DATA
+-------+
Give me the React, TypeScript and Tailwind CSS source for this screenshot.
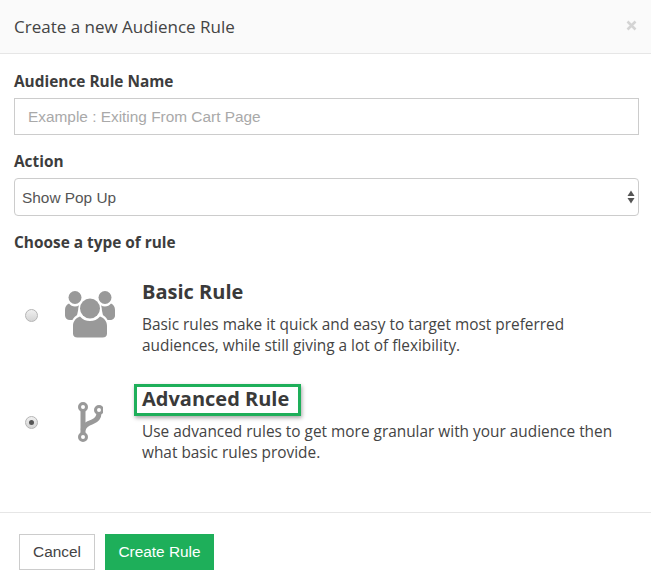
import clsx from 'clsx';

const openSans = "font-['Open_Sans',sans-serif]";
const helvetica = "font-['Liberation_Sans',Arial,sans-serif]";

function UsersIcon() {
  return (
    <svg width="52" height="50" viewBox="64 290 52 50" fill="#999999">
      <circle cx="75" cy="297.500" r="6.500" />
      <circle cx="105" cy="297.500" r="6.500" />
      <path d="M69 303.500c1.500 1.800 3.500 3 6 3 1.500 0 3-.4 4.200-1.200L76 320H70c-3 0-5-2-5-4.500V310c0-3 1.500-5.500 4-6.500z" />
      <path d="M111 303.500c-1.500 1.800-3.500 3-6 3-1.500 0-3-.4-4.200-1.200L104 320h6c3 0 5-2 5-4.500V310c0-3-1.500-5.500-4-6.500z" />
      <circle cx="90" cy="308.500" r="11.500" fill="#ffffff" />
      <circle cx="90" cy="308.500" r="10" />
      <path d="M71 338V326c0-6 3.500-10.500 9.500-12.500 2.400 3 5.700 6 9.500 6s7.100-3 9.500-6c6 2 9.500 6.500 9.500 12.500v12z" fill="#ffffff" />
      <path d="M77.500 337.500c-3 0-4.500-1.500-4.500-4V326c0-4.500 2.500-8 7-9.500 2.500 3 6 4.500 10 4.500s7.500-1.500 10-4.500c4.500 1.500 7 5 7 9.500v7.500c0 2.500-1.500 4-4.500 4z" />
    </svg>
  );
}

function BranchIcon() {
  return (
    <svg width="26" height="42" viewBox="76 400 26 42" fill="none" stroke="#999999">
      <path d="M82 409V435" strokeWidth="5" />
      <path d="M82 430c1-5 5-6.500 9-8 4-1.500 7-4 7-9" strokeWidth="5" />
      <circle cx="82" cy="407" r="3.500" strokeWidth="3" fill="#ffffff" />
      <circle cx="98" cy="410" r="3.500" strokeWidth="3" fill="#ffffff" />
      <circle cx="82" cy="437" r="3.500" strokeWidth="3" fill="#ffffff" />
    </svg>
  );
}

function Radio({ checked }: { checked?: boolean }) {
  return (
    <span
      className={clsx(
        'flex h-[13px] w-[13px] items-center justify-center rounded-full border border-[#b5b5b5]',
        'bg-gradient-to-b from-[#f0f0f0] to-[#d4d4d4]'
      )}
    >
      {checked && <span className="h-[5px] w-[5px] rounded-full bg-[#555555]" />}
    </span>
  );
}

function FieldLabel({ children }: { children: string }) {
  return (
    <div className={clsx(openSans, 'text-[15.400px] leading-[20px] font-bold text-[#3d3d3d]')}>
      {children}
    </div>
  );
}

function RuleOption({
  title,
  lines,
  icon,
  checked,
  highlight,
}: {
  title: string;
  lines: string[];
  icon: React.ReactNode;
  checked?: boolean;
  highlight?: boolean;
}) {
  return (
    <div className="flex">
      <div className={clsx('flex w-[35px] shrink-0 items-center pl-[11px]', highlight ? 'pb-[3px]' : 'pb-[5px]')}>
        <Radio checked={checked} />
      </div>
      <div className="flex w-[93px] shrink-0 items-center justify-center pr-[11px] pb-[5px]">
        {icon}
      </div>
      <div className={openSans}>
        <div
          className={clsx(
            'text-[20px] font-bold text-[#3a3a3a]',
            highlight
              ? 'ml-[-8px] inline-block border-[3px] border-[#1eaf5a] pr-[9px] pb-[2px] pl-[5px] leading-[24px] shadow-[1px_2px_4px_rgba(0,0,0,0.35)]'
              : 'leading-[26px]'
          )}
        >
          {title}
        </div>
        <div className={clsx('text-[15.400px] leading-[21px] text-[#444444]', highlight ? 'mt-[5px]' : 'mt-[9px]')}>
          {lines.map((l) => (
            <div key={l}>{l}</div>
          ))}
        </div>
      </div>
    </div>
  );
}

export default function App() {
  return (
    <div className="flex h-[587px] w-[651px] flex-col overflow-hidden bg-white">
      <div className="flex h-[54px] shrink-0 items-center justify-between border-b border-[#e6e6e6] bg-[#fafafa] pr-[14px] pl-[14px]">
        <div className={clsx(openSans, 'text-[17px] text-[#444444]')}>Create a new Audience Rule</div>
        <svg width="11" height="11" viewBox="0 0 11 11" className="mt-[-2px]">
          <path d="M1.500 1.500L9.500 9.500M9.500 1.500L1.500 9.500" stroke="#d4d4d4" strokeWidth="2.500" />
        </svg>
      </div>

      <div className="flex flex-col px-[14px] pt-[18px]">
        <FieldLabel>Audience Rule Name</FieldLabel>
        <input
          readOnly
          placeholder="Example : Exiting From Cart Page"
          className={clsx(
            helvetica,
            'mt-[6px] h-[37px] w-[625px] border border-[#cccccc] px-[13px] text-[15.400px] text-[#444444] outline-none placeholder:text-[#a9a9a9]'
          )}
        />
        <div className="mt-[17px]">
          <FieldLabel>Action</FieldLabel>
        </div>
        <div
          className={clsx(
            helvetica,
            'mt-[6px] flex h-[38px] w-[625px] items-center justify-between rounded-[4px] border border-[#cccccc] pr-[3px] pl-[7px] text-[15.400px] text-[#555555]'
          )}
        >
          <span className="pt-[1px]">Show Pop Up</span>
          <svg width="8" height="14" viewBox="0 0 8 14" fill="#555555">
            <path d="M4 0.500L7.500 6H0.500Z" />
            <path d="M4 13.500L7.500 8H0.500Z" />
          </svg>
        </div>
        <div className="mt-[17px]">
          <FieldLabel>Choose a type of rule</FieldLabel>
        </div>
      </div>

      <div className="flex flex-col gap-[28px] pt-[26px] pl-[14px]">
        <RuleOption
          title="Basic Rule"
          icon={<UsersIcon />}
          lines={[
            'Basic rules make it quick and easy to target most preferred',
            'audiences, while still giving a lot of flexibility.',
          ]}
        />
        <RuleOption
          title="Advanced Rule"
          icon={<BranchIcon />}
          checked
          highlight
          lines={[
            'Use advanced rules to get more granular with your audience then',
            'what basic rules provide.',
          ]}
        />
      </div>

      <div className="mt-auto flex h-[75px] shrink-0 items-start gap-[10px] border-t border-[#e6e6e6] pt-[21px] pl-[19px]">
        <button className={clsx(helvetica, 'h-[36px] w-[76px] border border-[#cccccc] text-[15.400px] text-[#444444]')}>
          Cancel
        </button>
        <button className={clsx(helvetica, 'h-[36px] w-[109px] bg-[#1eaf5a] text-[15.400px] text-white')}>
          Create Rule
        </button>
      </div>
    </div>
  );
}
+-------+
OBJECTIVE
Leave every image out, and retype the material exactly.

RESULT
Give me the React, TypeScript and Tailwind CSS source for this screenshot.
import clsx from 'clsx';

const openSans = "font-['Open_Sans',sans-serif]";
const helvetica = "font-['Liberation_Sans',Arial,sans-serif]";

function UsersIcon() {
  return (
    <svg width="52" height="50" viewBox="64 290 52 50" fill="#999999">
      <circle cx="75" cy="297.500" r="6.500" />
      <circle cx="105" cy="297.500" r="6.500" />
      <path d="M69 303.500c1.500 1.800 3.500 3 6 3 1.500 0 3-.4 4.200-1.200L76 320H70c-3 0-5-2-5-4.500V310c0-3 1.500-5.500 4-6.500z" />
      <path d="M111 303.500c-1.500 1.800-3.500 3-6 3-1.500 0-3-.4-4.200-1.200L104 320h6c3 0 5-2 5-4.500V310c0-3-1.500-5.500-4-6.500z" />
      <circle cx="90" cy="308.500" r="11.500" fill="#ffffff" />
      <circle cx="90" cy="308.500" r="10" />
      <path d="M71 338V326c0-6 3.500-10.500 9.500-12.500 2.400 3 5.700 6 9.500 6s7.100-3 9.500-6c6 2 9.500 6.500 9.500 12.500v12z" fill="#ffffff" />
      <path d="M77.500 337.500c-3 0-4.500-1.500-4.500-4V326c0-4.500 2.500-8 7-9.500 2.500 3 6 4.500 10 4.500s7.500-1.500 10-4.500c4.500 1.500 7 5 7 9.500v7.500c0 2.500-1.500 4-4.500 4z" />
    </svg>
  );
}

function BranchIcon() {
  return (
    <svg width="26" height="42" viewBox="76 400 26 42" fill="none" stroke="#999999">
      <path d="M82 409V435" strokeWidth="5" />
      <path d="M82 430c1-5 5-6.500 9-8 4-1.500 7-4 7-9" strokeWidth="5" />
      <circle cx="82" cy="407" r="3.500" strokeWidth="3" fill="#ffffff" />
      <circle cx="98" cy="410" r="3.500" strokeWidth="3" fill="#ffffff" />
      <circle cx="82" cy="437" r="3.500" strokeWidth="3" fill="#ffffff" />
    </svg>
  );
}

function Radio({ checked }: { checked?: boolean }) {
  return (
    <span
      className={clsx(
        'flex h-[13px] w-[13px] items-center justify-center rounded-full border border-[#b5b5b5]',
        'bg-gradient-to-b from-[#f0f0f0] to-[#d4d4d4]'
      )}
    >
      {checked && <span className="h-[5px] w-[5px] rounded-full bg-[#555555]" />}
    </span>
  );
}

function FieldLabel({ children }: { children: string }) {
  return (
    <div className={clsx(openSans, 'text-[15.400px] leading-[20px] font-bold text-[#3d3d3d]')}>
      {children}
    </div>
  );
}

function RuleOption({
  title,
  lines,
  icon,
  checked,
  highlight,
}: {
  title: string;
  lines: string[];
  icon: React.ReactNode;
  checked?: boolean;
  highlight?: boolean;
}) {
  return (
    <div className="flex">
      <div className={clsx('flex w-[35px] shrink-0 items-center pl-[11px]', highlight ? 'pb-[3px]' : 'pb-[5px]')}>
        <Radio checked={checked} />
      </div>
      <div className="flex w-[93px] shrink-0 items-center justify-center pr-[11px] pb-[5px]">
        {icon}
      </div>
      <div className={openSans}>
        <div
          className={clsx(
            'text-[20px] font-bold text-[#3a3a3a]',
            highlight
              ? 'ml-[-8px] inline-block border-[3px] border-[#1eaf5a] pr-[9px] pb-[2px] pl-[5px] leading-[24px] shadow-[1px_2px_4px_rgba(0,0,0,0.35)]'
              : 'leading-[26px]'
          )}
        >
          {title}
        </div>
        <div className={clsx('text-[15.400px] leading-[21px] text-[#444444]', highlight ? 'mt-[5px]' : 'mt-[9px]')}>
          {lines.map((l) => (
            <div key={l}>{l}</div>
          ))}
        </div>
      </div>
    </div>
  );
}

export default function App() {
  return (
    <div className="flex h-[587px] w-[651px] flex-col overflow-hidden bg-white">
      <div className="flex h-[54px] shrink-0 items-center justify-between border-b border-[#e6e6e6] bg-[#fafafa] pr-[14px] pl-[14px]">
        <div className={clsx(openSans, 'text-[17px] text-[#444444]')}>Create a new Audience Rule</div>
        <svg width="11" height="11" viewBox="0 0 11 11" className="mt-[-2px]">
          <path d="M1.500 1.500L9.500 9.500M9.500 1.500L1.500 9.500" stroke="#d4d4d4" strokeWidth="2.500" />
        </svg>
      </div>

      <div className="flex flex-col px-[14px] pt-[18px]">
        <FieldLabel>Audience Rule Name</FieldLabel>
        <input
          readOnly
          placeholder="Example : Exiting From Cart Page"
          className={clsx(
            helvetica,
            'mt-[6px] h-[37px] w-[625px] border border-[#cccccc] px-[13px] text-[15.400px] text-[#444444] outline-none placeholder:text-[#a9a9a9]'
          )}
        />
        <div className="mt-[17px]">
          <FieldLabel>Action</FieldLabel>
        </div>
        <div
          className={clsx(
            helvetica,
            'mt-[6px] flex h-[38px] w-[625px] items-center justify-between rounded-[4px] border border-[#cccccc] pr-[3px] pl-[7px] text-[15.400px] text-[#555555]'
          )}
        >
          <span className="pt-[1px]">Show Pop Up</span>
          <svg width="8" height="14" viewBox="0 0 8 14" fill="#555555">
            <path d="M4 0.500L7.500 6H0.500Z" />
            <path d="M4 13.500L7.500 8H0.500Z" />
          </svg>
        </div>
        <div className="mt-[17px]">
          <FieldLabel>Choose a type of rule</FieldLabel>
        </div>
      </div>

      <div className="flex flex-col gap-[28px] pt-[26px] pl-[14px]">
        <RuleOption
          title="Basic Rule"
          icon={<UsersIcon />}
          lines={[
            'Basic rules make it quick and easy to target most preferred',
            'audiences, while still giving a lot of flexibility.',
          ]}
        />
        <RuleOption
          title="Advanced Rule"
          icon={<BranchIcon />}
          checked
          highlight
          lines={[
            'Use advanced rules to get more granular with your audience then',
            'what basic rules provide.',
          ]}
        />
      </div>

      <div className="mt-auto flex h-[75px] shrink-0 items-start gap-[10px] border-t border-[#e6e6e6] pt-[21px] pl-[19px]">
        <button className={clsx(helvetica, 'h-[36px] w-[76px] border border-[#cccccc] text-[15.400px] text-[#444444]')}>
          Cancel
        </button>
        <button className={clsx(helvetica, 'h-[36px] w-[109px] bg-[#1eaf5a] text-[15.400px] text-white')}>
          Create Rule
        </button>
      </div>
    </div>
  );
}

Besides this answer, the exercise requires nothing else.